The Other City: Social Exclusion and Care in Urban Japan


This book project explores how the marginalized in Japan strives to make life inhabitable amidst a prevailing public ethos of crisis and decline. The long-term recession that followed the collapse of the financial bubbles in the early 1990s has made the postwar economic miracle a distant past to many Japanese.

Although Japan is still ranked as the world’s third largest economy and boasts one of the lowest unemployment rates, there is a sense of irreversible loss shared by Japanese as expressed in the despair over the prospect of “ the lost three decades.” The triple disasters of earthquake, tsunami, and nuclear meltdown in 2011 that caused almost 20,000 deaths as well as mass destructions of homes, neighborhoods, and infrastructures only exacerbated such a sense of loss. Meanwhile, indexes of the rapid aging and decrease of population are constant reminders of a downhill journey waiting ahead.

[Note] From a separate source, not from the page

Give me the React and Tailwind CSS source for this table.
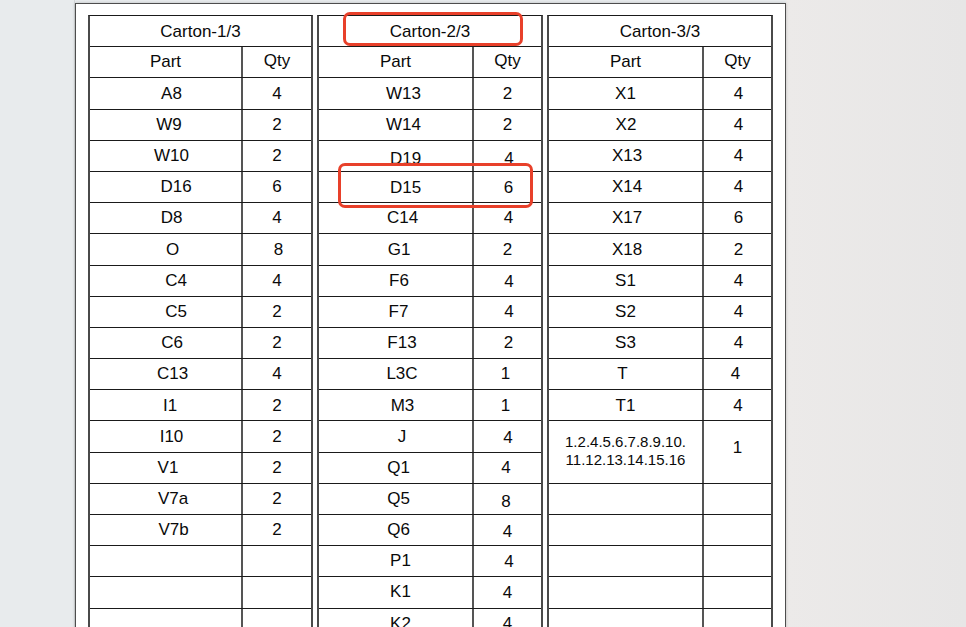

The Other City sets out to provide a view of a society in decline from the vantage point of the margins. Situated in a place where such a decline predated other parts of Japan by decades, The Other City depicts how a post-crisis time-space might be navigated and inhabited by people who have been deemed by mainstream society as having “no future.” Drawing on nineteen months of ethnographic fieldwork between 2009 and 2016 in the nation’s once third largest yoseba (day laborers’ quarter) in Yokohama city, The Other City demonstrates how the impoverished and disabled residents, along with leftist activists and local volunteers, struggled to fight pessimistic views of the future by weaving alternative relations of care.